Peary points out how appropriate it is that this film “begins with [a] Rod Serling… narration,” given that “most episodes on Serling’s classic television anthology The Twilight Zone were about characters who lose their identity” — and “in Phantom, Winslow [Finley] becomes the symbol of all struggling young songwriters whose music (their identity) is stolen by big-shot record producers and musicians.” In fact, he notes, Winslow “represents all young artists, filmmakers included, who are used and discarded without the world ever knowing they existed.” Indeed, while this black comedy is often played for laughs — it’s easy to ridicule how naive and inept Finley’s Phantom comes across time and again — he does metaphorically represent the extreme result of every insult ever hurled at a deeply creative person. Meanwhile, Beef’s campy performance instantly evokes The Rocky Horror Picture Show (1976), which at the time was still just a stage production; while Graham can’t really hold a candle to Tim Curry (who could?), he has a lot of fun with his role and is consistently enjoyable to watch. Also weirdly good is Williams as the gnome-ish Swan: the sway this guy holds over seemingly the entire world is truly diabolical.

Redeeming Qualities and Moments:

  • Fun performances by the entire leading cast

  • Highly creative sets and costumes

  • Strong direction and cinematography throughout

  • The amusing Psycho shower-sequence homage

Must See?
Yes, as a wacky and still-enjoyable cult classic.


  • Cult Movie
  • Important Director


2 thoughts on “Phantom of the Paradise (1974)

  1. Agreed; must-see, as a genuine cult classic. As per my 1/7/21 post in ‘Revival House of Camp & Cult’ (fb ):

    “But I’m innocent! Swan stole my music and *framed* me!!!”

    ‘Phantom of the Paradise’: Sometimes you revisit a film, and you find yourself enjoying it in a way that seems fresh. That was my experience rewatching ‘POTP’. Maybe because it had been way too long since I’d last seen it and because I’d forgotten the film’s many strengths. But from Rod Serling’s delightfully scary – or, rather, ominous – introduction through Archie Hahn’s downright delirious lead vocal (inc. grabbing his crotch for the high notes) for the swinging ‘Goodbye, Eddie, Goodbye’, I was finding myself hooked.

    If De Palma’s cult classic is ultimately uneven, however, that’s not because of his writing or direction; both are sharp and rather endlessly inventive as they mix the original Leroux novel with Oscar Wilde, Goethe, ‘The Cabinet of Dr.
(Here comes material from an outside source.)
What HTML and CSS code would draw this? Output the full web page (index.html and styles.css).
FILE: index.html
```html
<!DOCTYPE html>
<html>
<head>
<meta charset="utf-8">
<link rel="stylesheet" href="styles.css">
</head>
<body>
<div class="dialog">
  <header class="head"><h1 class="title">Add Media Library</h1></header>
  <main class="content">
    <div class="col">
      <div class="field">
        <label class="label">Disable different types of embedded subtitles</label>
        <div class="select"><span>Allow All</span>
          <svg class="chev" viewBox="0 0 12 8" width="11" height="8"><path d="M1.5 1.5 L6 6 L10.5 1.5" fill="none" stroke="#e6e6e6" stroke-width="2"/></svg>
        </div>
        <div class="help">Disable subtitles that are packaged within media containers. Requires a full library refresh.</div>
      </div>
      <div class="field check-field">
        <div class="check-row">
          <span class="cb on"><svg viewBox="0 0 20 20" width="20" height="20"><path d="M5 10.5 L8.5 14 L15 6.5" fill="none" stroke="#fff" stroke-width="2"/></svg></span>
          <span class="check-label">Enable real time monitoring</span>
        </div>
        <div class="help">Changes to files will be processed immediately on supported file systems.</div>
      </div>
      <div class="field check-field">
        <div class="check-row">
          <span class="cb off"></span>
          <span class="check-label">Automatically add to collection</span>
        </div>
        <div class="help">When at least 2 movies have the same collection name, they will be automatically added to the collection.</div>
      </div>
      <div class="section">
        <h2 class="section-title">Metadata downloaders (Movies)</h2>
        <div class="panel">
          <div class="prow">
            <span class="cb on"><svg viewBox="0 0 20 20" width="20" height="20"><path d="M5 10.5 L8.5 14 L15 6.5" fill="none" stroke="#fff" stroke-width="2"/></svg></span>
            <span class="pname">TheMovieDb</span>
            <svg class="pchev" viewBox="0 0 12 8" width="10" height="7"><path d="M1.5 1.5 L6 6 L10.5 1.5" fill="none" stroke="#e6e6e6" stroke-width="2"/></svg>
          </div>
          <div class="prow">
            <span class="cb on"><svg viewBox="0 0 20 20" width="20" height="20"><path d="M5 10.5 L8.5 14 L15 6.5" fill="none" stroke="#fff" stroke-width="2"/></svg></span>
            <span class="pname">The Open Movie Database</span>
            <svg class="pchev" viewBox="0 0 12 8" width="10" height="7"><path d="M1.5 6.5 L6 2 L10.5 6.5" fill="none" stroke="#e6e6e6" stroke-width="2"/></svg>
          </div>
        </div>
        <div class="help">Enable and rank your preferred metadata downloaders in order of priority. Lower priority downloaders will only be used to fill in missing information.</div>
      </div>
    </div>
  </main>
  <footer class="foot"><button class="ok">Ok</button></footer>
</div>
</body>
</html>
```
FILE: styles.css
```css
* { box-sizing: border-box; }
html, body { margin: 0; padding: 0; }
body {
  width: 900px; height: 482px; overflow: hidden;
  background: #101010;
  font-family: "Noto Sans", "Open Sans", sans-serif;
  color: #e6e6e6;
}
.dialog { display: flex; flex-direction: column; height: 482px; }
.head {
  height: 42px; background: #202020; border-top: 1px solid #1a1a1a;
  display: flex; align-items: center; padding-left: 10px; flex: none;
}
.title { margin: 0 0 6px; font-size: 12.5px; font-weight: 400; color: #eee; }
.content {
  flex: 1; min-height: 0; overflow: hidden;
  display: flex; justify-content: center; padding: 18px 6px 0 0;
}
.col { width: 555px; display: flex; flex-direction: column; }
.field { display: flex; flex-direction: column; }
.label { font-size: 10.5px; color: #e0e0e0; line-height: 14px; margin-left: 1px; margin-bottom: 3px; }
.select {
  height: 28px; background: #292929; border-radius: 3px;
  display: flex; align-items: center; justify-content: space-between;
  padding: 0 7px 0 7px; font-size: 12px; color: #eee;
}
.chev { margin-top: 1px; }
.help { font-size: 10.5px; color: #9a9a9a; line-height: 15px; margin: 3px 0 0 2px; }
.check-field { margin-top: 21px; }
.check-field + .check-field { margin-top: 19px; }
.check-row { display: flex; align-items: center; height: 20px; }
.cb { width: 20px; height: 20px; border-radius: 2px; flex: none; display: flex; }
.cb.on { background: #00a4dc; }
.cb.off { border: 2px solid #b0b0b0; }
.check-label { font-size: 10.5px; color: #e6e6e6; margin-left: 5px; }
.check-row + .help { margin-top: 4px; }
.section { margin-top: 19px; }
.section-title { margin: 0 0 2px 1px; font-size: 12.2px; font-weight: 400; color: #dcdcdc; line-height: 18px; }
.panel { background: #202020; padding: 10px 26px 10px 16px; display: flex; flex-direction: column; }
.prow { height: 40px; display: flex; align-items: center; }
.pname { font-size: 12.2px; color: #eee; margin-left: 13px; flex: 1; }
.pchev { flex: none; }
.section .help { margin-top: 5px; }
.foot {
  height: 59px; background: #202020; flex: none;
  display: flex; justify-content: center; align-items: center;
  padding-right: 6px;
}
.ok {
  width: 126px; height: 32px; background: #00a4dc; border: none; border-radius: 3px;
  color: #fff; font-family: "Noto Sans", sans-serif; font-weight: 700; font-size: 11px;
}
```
Caligari’, ‘Psycho’, etc. Also thrown in are in the musical and plot-point (i.e., the on-stage making of a man) influences of ‘The Rocky Horror Show’ – which, at that time, had only been a stage show. (When ‘RH’ became a film, it – in turn – referenced ‘POTP’, esp. during ‘Over at the Frankenstein Place’ and ‘I’m Going Home’.)

    ‘POTP’ does have a bit of a shortcoming; Paul Williams’ score, but I’ll qualify that. On the one hand, it’s perfectly fine in thematic terms and effective-enough for what the story needs. It’s just that it could have used more zing in its overall appeal as a score. That’s where ‘Rocky Horror’ really puts it to shame. (Although, ‘RH’ has many more characters – which affords expansion and variety.)
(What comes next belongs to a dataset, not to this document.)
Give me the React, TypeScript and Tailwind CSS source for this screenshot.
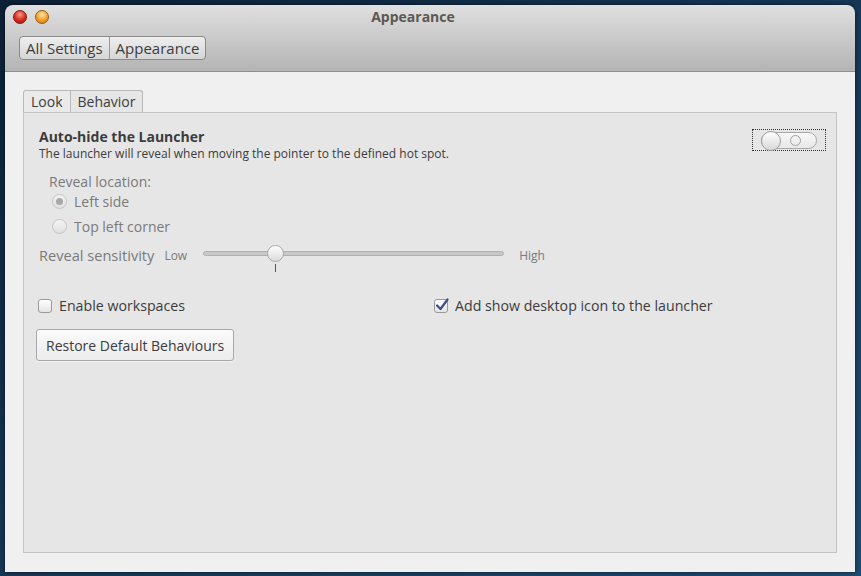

    De Palma gathered a terrific cast. My least favorite is probably Paul Williams as Swan – though I can see what he was going for, more of a quiet menace. He’s not awful (and he’s actually often impressive) but, to me, he seems to lack something in the presence department.
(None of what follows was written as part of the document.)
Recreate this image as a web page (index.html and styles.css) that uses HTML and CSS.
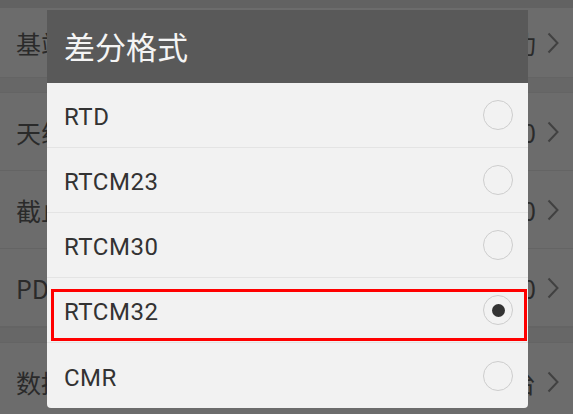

    The rest of the cast makes up for whatever needs compensation. William Finley is perfection as the Phantom Winslow and comedy gold is provided by both George Memmoli as Swan’s henchman and, esp., Gerrit Graham as the irrepressible Beef (“Oh, I knew I shouldn’t be screwing around with a dead man’s music. This place is ….. possessed.”)

    Lastly, Jessica Harper makes something of an incandescent debut, here offering glimpses of the bravura performance she would give in the ‘RH’ sequel, ‘Shock Treatment’.

  2. ⭐️⭐️⭐️ out of ⭐️⭐️⭐️⭐️

    A good, fun film and a genuine cult item. It looks fab, sounds fab and the cast and De Palma are having a ball. However, I don’t think the film is particularly significant or influential in any way and as such isn’t must see for FFs.

    My take on “must see” films are that they have to be classics, historically significant and generally influential. Very few cult items fit that bill. I also think that a film regarded as a genuine cinema classic with high regard from historians and critics can’t really be a cult item. A good example would be Blade Runner (1982) which was a failed giant that in it’s day was poorly received by critics and the public.

    But, over time – and the 1992 release of work in progress cut (erroneously called director’s cut) – it has become a bone fide cinema classic and is no longer a cult film. The same thing has happened to John Carpenter’s The Thing from the same year.

    Phantom is a cult film but it’s made no real waves so not must see by my definition. That said, it’s well worth seeing as a piece of genuinely entertaining fluff.